Así dejó de ser Antonio Cervantes Reyes, para saltar como un torbellino cada vez que escuchaba: “¡Eeeeennnnn eeeesssta eeesssquina: Kiiiid Pambelé!
Golpe a golpe
Cualquier cosa era mejor que las penurias de la niñez. Fue el mayor de seis hermanos, nacidos y criados en la pobreza. Madrugaba para jalar agua en un balde; arrear hojas y envolver los panes que horneaba su madre, doña Ceferina Reyes.
A pata pelada cargaba, sobre el lomo infantil, leña para el fogón; vendía pescado de puerta en puerta y al atardecer, arrastraba un racimo de plátanos verdes para que su abuela lo revendiera en el Mercado del Arsenal, con tal de llevar sustento al hogar.
Nada cambió en la adolescencia, más bien se puso peor. Vivió en el barrio Chambacú y en el Camellón de los Mártires, en Cartagena de Indias, donde fue lustrabotas y vendedor de cigarrillos de contrabando.
Así, sin asco, lo describió Alberto Salcedo Ramos en El oro y la oscuridad , la narración biográfica de Cervantes, considerado la máxima gloria del boxeo colombiano, que defendió 18 veces el título mundial y reinó en las 140 libras durante ocho años.
Llegó de Venezuela a finales de 1968 y un año más tarde engrosó la cuadrilla de Ramiro Machado.
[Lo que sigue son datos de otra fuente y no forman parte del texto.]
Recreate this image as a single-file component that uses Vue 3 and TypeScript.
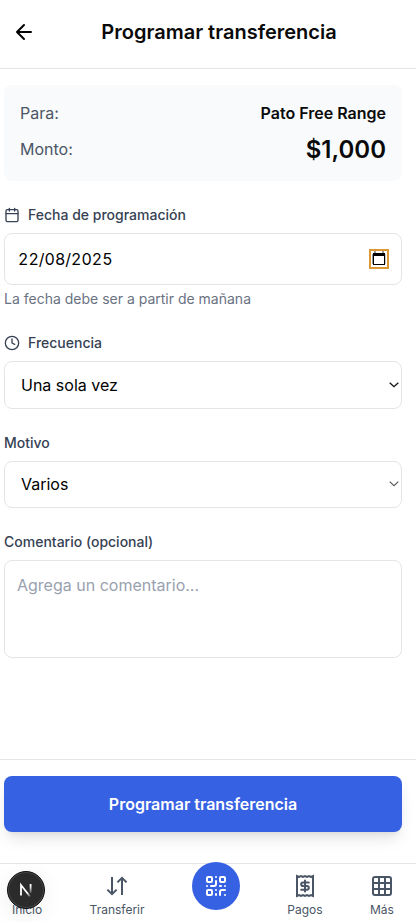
<script setup lang="ts">
import { ref } from 'vue'

const fecha = ref('22/08/2025')
const frecuencia = ref('Una sola vez')
const motivo = ref('Varios')
const comentario = ref('')
</script>

<template>
  <div class="screen">
    <header class="header">
      <button class="back" type="button">
        <svg width="24" height="24" viewBox="0 0 24 24" fill="none" stroke="currentColor" stroke-width="2" stroke-linecap="round" stroke-linejoin="round"><path d="m12 19-7-7 7-7M19 12H5" /></svg>
      </button>
      <h1>Programar transferencia</h1>
    </header>

    <main class="content">
      <section class="summary">
        <div class="row"><span>Para:</span><strong class="name">Pato Free Range</strong></div>
        <div class="row amount-row"><span>Monto:</span><strong class="amount">$1,000</strong></div>
      </section>

      <div class="field date-field">
        <label class="label">
          <svg width="16" height="16" viewBox="0 0 24 24" fill="none" stroke="currentColor" stroke-width="2" stroke-linecap="round" stroke-linejoin="round"><path d="M8 2v4M16 2v4M3 10h18" /><rect x="3" y="4" width="18" height="18" rx="2" /></svg>
          <span>Fecha de programación</span>
        </label>
        <div class="control date">
          <input v-model="fecha" class="date-input" type="text" />
          <button class="picker" type="button">
            <svg width="16" height="16" viewBox="0 0 16 16"><path fill="#999" d="M3 0h2v2H3zM11 0h2v2h-2zM1 3h1v10H1zM14 3h.5v10H14z" /><path fill="#000" fill-rule="evenodd" d="M2 2h12v12H2zM3 5v8h10V5z" /></svg>
          </button>
        </div>
        <p class="hint">La fecha debe ser a partir de mañana</p>
      </div>

      <div class="field freq-field">
        <label class="label">
          <svg width="16" height="16" viewBox="0 0 24 24" fill="none" stroke="currentColor" stroke-width="2" stroke-linecap="round" stroke-linejoin="round"><circle cx="12" cy="12" r="10" /><path d="M12 6v6l4 2" /></svg>
          <span>Frecuencia</span>
        </label>
        <div class="control select">
          <select v-model="frecuencia"><option>Una sola vez</option></select>
          <svg class="chevron" width="10" height="6" viewBox="0 0 10 6" fill="none" stroke="#111" stroke-width="1.3"><path d="m.7.7 4.3 4 4.3-4" /></svg>
        </div>
      </div>

      <div class="field motivo-field">
        <label class="label"><span>Motivo</span></label>
        <div class="control select">
          <select v-model="motivo"><option>Varios</option></select>
          <svg class="chevron" width="10" height="6" viewBox="0 0 10 6" fill="none" stroke="#555" stroke-width="1.1"><path d="m.7.7 4.3 4 4.3-4" /></svg>
        </div>
      </div>

      <div class="field">
        <label class="label"><span>Comentario (opcional)</span></label>
        <textarea v-model="comentario" class="control comment" placeholder="Agrega un comentario..."></textarea>
      </div>
    </main>

    <div class="action"><button class="submit" type="button">Programar transferencia</button></div>

    <nav class="nav">
      <a class="item home"><span class="icon-space"></span><span>Inicio</span></a>
      <a class="item transfer">
        <svg width="24" height="24" viewBox="0 0 24 24" fill="none" stroke="currentColor" stroke-width="2"><path d="M7 3v17M2.4 15.6 7 20.2l4.6-4.6M17 21V4M12.4 8.4 17 3.8l4.6 4.6" /></svg>
        <span>Transferir</span>
      </a>
      <a class="qr">
        <svg width="24" height="24" viewBox="0 0 24 24" fill="none" stroke="currentColor" stroke-width="2" stroke-linecap="round" stroke-linejoin="round"><rect x="3" y="3" width="5" height="5" rx="1" /><rect x="16" y="3" width="5" height="5" rx="1" /><rect x="3" y="16" width="5" height="5" rx="1" /><path d="M21 16h-3a2 2 0 0 0-2 2v3M21 21v.01M12 7v3a2 2 0 0 1-2 2H7M3 12h.01M12 3h.01M12 16v.01M16 12h1M21 12v.01M12 21v-1" /></svg>
      </a>
      <a class="item pagos">
        <svg width="24" height="24" viewBox="0 0 24 24" fill="none" stroke="currentColor" stroke-width="2"><path d="M4 2v20l2-1 2 1 2-1 2 1 2-1 2 1 2-1 2 1V2l-2 1-2-1-2 1-2-1-2 1-2-1-2 1z" /><path stroke-linecap="round" d="M15.8 8.5H10a1.8 1.8 0 0 0 0 3.6h4a1.8 1.8 0 0 1 0 3.6H8.2M12 6.5v11" /></svg>
        <span>Pagos</span>
      </a>
      <a class="item mas">
        <svg width="24" height="24" viewBox="0 0 24 24" fill="none" stroke="currentColor" stroke-width="2"><rect x="3" y="3" width="18" height="18" rx="2" /><path d="M3 9h18M3 15h18M9 3v18M15 3v18" /></svg>
        <span>Más</span>
      </a>
      <div class="dev-badge">
        <svg width="20" height="20" viewBox="0 0 20 20" fill="none" stroke-width="1.8">
          <defs>
            <linearGradient id="fade-v" x1="0" y1="4" x2="0" y2="14" gradientUnits="userSpaceOnUse"><stop offset=".2" stop-color="#fff" /><stop offset="1" stop-color="#fff" stop-opacity="0.1" /></linearGradient>
            <linearGradient id="fade-d" x1="5" y1="5" x2="14" y2="16.5" gradientUnits="userSpaceOnUse"><stop offset=".7" stop-color="#fff" /><stop offset="1" stop-color="#fff" stop-opacity="0.2" /></linearGradient>
          </defs>
          <path stroke="url(#fade-d)" d="M5 15.5V5l9 11.5" /><path stroke="url(#fade-v)" d="M14.6 4v9" />
        </svg>
      </div>
    </nav>
  </div>
</template>

<style>
body { margin: 0; background: #fff; }
</style>

<style scoped>
* { box-sizing: border-box; }
.screen { display: flex; flex-direction: column; width: 416px; height: 922px; overflow: hidden; background: #fff; color: #0a0a0a; font-family: Inter, "Liberation Sans", sans-serif; font-size: 16px; line-height: 24px; }
button, input, select, textarea { font: inherit; color: #000; background: transparent; border: 0; margin: 0; padding: 0; outline: 0; }
svg { display: block; flex: none; }
.header { display: flex; align-items: center; height: 69px; padding: 0 12px 5px; border-bottom: 1px solid #e5e5e5; }
.back { width: 24px; height: 24px; }
h1 { flex: 1; margin: 0 0 0 -2px; text-align: center; font-size: 20px; line-height: 28px; font-weight: 600; }
.content { flex: 1; padding: 16px 14px 0 4px; }
.summary { height: 96px; padding: 16px; border-radius: 8px; background: #f9fafb; }
.row { display: flex; align-items: center; justify-content: space-between; color: #4a5565; height: 24px; }
.amount-row { height: 32px; margin-top: 8px; }
.row strong { color: #0a0a0a; font-weight: 600; }
.row .amount { padding-top: 1px; font-size: 24px; line-height: 32px; }
.field { display: flex; flex-direction: column; }
.date-field { padding-top: 24px; height: 148px; }
.freq-field { height: 100.5px; padding-top: 4px; }
.motivo-field { height: 102.5px; padding-top: 3px; }
.label { display: flex; align-items: center; gap: 8px; height: 20px; margin-bottom: 8px; color: #364153; font-size: 14px; line-height: 20px; font-weight: 500; }
.control { border: 1px solid #e5e5e5; border-radius: 8px; background: #fff; }
.date { display: flex; align-items: center; height: 52px; padding: 0 12px 0 13px; }
.date-input { flex: 1; min-width: 0; font-variant-numeric: tabular-nums; }
.picker { width: 20px; height: 20px; border: 2px solid #dc9832; }
.hint { margin: 4px 0 0; color: #6a7282; font-size: 14px; line-height: 20px; }
.select { display: flex; align-items: center; height: 47.5px; padding: 0 2px 0 16px; }
.select select { flex: 1; appearance: none; height: 24px; }
.comment { display: block; width: 100%; height: 98px; padding: 12px; resize: none; border: 1px solid #e5e5e5; }
.comment::placeholder { color: #99a1af; opacity: 1; }
.action { height: 104px; padding: 16px 14px 0 4px; border-top: 1px solid #e5e5e5; }
.submit { width: 100%; height: 56px; border-radius: 8px; background: #3761e3; color: #fff; font-weight: 600; box-shadow: 0 10px 15px -3px #0000001a, 0 4px 6px -4px #0000001a; }
.nav { position: relative; display: flex; align-items: flex-start; justify-content: space-between; height: 59px; padding: 0 22px 0 12px; border-top: 1px solid #e5e5e5; background: #fff; }
.item { display: flex; flex-direction: column; align-items: center; gap: 4px; padding-top: 10px; color: #4a5565; font-size: 12px; line-height: 16px; }
.icon-space { height: 24px; }
.qr { display: grid; place-items: center; width: 48px; height: 48px; margin-top: -2px; border-radius: 50%; background: #3761e3; color: #fff; }
.dev-badge { position: absolute; left: 7px; top: 7px; display: grid; place-items: center; width: 38px; height: 38px; border-radius: 50%; background: #2b2b2b; border: 1px solid #111; box-shadow: inset 0 0 0 1px #484848, 0 6px 24px #00000012; }
</style>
El entrenador Melquíades –El Tabaquito– Sáenz talló aquel diamante negro y le enseñó la técnica y la táctica boxística con la que ascendió a la gloria el 28 de octubre de 1972, cuando noqueó a Antonio “Peppermint” Frazer, en diez sangrientos rounds .
Entre esa fecha y su retiro en 1983 vivió en una vorágine de locura. Alcaldes, concejales y mandatarios hacían fila para besarle las babuchas; tenía mansiones a sus amantes; la jauría periodística lo acosaba; lo mismo tomaba vino de Oporto que se limaba las uñas en sofisticados salones de belleza.
Pero a todo chancho gordo le llega su Navidad. En 1980 comenzó el descenso al infierno y arrastró al abismo a su mujer, Carlina Orozco, y a sus hijos Luis, Rubén Darío y Lucy.
“Me metí de lleno en la droga en 1980, estaba en Venezuela. Andaba en otra y me creía Dios. Provoqué cosas peligrosas. No me faltó nada para entrar a la cárcel y hoy lo puedo contar. Ahora vivo tranquilo, aferrado a la vida en mi casa, lo único que me quedó de todo el dineral y miles de dólares que gané, lo demás se perdió en rumbas.” confesó el boxeador.
¿Las drogas y el licor enloquecieron a Kid Pambelé?. El médico Christian Ayola, que atendió ese caso, sostiene que el cerebro del Kid no tiene una sola lesión neurológica y más bien padece de un trastorno bipolar afectivo.
La enfermedad la heredó de su mamá y “en él la crisis se recrudece por el uso de sustancias alucinógenas, así como por su sentido errado del éxito y del fracaso.”
A sus 72 años Pambelé está vivo gracias a Carlina, que ante Dios no le juró amor eterno, pero lo cargó sobre sus hombros cuando todos lo despreciaron, y convirtió en sonrisas las lágrimas de sangre.